::: DATASET EXTRACT :::

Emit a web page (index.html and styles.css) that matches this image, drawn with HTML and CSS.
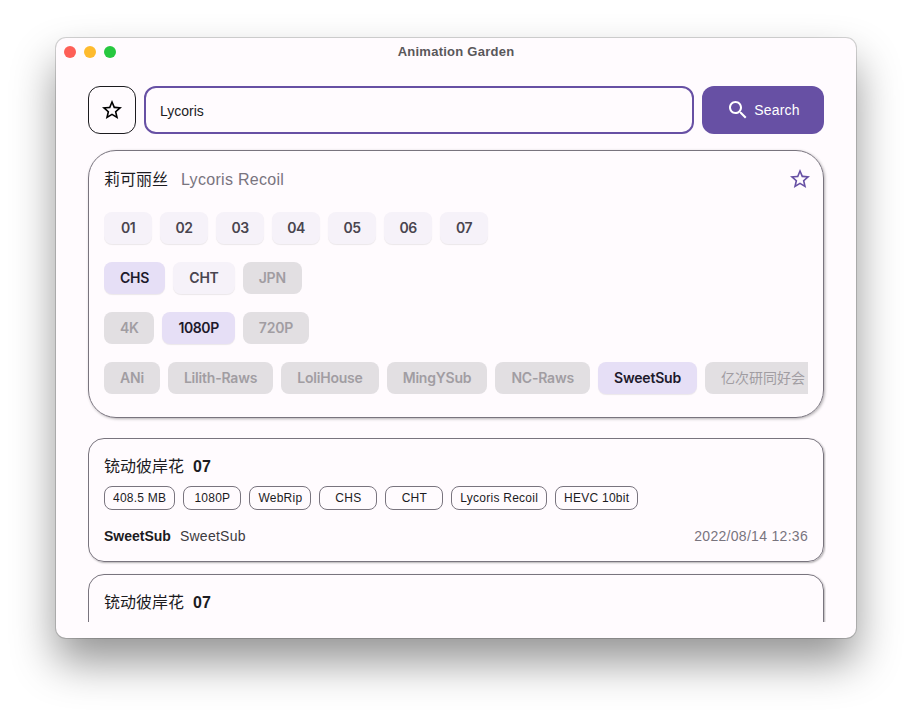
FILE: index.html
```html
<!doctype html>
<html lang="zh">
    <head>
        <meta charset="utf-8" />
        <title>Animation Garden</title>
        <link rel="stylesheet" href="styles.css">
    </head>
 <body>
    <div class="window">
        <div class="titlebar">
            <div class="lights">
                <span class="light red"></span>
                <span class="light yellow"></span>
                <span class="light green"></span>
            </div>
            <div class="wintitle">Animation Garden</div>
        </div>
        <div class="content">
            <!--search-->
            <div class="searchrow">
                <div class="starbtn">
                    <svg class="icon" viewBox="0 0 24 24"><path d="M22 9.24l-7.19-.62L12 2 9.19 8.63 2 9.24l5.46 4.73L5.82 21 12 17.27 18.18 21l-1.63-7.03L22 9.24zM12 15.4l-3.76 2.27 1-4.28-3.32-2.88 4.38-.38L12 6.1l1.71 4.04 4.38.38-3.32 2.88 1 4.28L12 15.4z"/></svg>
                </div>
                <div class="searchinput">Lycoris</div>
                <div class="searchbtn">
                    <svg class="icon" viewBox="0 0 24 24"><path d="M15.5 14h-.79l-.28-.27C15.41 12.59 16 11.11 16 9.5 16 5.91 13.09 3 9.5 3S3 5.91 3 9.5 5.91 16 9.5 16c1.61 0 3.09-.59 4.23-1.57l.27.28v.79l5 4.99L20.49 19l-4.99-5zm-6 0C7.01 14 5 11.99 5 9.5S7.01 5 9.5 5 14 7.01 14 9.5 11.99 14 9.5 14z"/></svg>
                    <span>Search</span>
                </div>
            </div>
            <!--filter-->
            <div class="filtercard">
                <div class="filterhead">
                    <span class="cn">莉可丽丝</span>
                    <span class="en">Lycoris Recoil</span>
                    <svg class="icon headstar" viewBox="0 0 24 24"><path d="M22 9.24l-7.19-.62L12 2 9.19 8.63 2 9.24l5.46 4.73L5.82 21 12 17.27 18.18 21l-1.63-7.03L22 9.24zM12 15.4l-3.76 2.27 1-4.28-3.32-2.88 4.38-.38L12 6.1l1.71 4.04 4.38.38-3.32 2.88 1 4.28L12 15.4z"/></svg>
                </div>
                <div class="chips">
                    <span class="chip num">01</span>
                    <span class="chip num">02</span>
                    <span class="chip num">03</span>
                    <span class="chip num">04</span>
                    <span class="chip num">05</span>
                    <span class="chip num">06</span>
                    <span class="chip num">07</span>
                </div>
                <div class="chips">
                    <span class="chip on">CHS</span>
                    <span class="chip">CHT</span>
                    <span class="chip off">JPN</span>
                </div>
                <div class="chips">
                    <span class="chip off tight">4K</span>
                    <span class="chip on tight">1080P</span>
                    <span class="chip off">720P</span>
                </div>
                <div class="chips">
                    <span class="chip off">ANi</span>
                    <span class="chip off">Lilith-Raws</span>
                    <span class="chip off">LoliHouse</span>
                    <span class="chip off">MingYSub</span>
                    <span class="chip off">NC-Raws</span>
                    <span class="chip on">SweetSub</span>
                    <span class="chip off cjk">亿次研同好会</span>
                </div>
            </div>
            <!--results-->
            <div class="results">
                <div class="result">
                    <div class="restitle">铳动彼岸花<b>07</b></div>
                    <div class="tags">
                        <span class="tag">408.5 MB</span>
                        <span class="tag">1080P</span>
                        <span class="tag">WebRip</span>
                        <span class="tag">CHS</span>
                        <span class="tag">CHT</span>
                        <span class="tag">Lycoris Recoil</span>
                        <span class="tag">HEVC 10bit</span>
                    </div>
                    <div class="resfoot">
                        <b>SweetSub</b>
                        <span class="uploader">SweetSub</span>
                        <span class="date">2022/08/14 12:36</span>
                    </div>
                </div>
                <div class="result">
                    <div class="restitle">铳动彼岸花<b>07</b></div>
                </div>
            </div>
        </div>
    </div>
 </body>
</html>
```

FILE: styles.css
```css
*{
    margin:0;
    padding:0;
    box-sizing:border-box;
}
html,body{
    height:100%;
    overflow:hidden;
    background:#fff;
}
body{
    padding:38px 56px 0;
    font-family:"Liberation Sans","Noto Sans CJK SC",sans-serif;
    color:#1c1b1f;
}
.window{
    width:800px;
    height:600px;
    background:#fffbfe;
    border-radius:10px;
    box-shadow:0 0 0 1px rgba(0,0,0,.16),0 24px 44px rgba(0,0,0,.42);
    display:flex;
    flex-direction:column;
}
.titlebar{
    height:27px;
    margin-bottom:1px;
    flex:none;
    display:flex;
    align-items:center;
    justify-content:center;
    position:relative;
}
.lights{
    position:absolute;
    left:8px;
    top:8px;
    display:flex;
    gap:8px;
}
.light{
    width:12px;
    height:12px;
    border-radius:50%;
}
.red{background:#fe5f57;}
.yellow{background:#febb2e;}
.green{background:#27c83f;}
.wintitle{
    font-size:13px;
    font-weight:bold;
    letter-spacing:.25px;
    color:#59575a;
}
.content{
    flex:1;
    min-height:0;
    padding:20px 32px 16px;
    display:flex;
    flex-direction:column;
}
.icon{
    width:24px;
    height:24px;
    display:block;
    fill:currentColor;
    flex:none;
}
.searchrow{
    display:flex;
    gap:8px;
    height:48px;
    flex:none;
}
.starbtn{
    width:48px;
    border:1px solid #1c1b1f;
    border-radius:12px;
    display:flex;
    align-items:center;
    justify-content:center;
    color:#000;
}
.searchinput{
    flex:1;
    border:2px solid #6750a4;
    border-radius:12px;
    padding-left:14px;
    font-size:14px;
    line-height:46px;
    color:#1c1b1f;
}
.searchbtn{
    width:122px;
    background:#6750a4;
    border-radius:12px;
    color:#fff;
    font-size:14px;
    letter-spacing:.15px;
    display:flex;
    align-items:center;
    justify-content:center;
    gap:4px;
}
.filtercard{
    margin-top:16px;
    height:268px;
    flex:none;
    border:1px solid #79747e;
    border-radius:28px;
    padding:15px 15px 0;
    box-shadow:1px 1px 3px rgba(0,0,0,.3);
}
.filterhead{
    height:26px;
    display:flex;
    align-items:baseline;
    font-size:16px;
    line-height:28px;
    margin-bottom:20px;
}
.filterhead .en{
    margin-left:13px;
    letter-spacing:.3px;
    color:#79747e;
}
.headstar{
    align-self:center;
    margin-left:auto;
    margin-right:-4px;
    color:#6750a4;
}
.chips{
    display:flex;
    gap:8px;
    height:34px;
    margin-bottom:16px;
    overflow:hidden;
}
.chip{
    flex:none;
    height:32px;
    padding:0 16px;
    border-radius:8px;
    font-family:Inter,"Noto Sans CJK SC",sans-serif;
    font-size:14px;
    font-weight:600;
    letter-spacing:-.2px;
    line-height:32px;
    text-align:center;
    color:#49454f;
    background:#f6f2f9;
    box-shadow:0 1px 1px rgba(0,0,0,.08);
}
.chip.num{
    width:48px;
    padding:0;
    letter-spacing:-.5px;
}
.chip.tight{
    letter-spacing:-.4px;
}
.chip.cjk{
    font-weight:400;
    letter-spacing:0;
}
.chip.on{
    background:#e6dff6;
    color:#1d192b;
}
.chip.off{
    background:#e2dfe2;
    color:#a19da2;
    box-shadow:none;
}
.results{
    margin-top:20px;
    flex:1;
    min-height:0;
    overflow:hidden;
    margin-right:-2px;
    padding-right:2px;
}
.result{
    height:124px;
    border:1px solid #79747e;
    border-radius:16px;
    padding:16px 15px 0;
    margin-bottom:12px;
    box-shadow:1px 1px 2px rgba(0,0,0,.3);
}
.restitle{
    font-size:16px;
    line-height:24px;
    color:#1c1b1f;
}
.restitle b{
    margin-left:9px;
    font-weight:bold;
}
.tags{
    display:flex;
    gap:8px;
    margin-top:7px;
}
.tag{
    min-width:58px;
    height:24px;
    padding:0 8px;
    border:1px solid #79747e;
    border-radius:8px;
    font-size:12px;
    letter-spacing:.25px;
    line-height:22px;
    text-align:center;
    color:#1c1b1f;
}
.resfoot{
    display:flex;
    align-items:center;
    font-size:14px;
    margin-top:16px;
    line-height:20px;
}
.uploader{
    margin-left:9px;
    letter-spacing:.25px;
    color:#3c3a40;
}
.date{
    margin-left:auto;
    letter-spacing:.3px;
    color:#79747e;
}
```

:::

• _TASK TO COMPLETE_: Gather up every line from the listing above in which the word "styles" occurs.

• _THE SOLUTION_:
Emit a web page (index.html and styles.css) that matches this image, drawn with HTML and CSS.
        <link rel="stylesheet" href="styles.css">
FILE: styles.css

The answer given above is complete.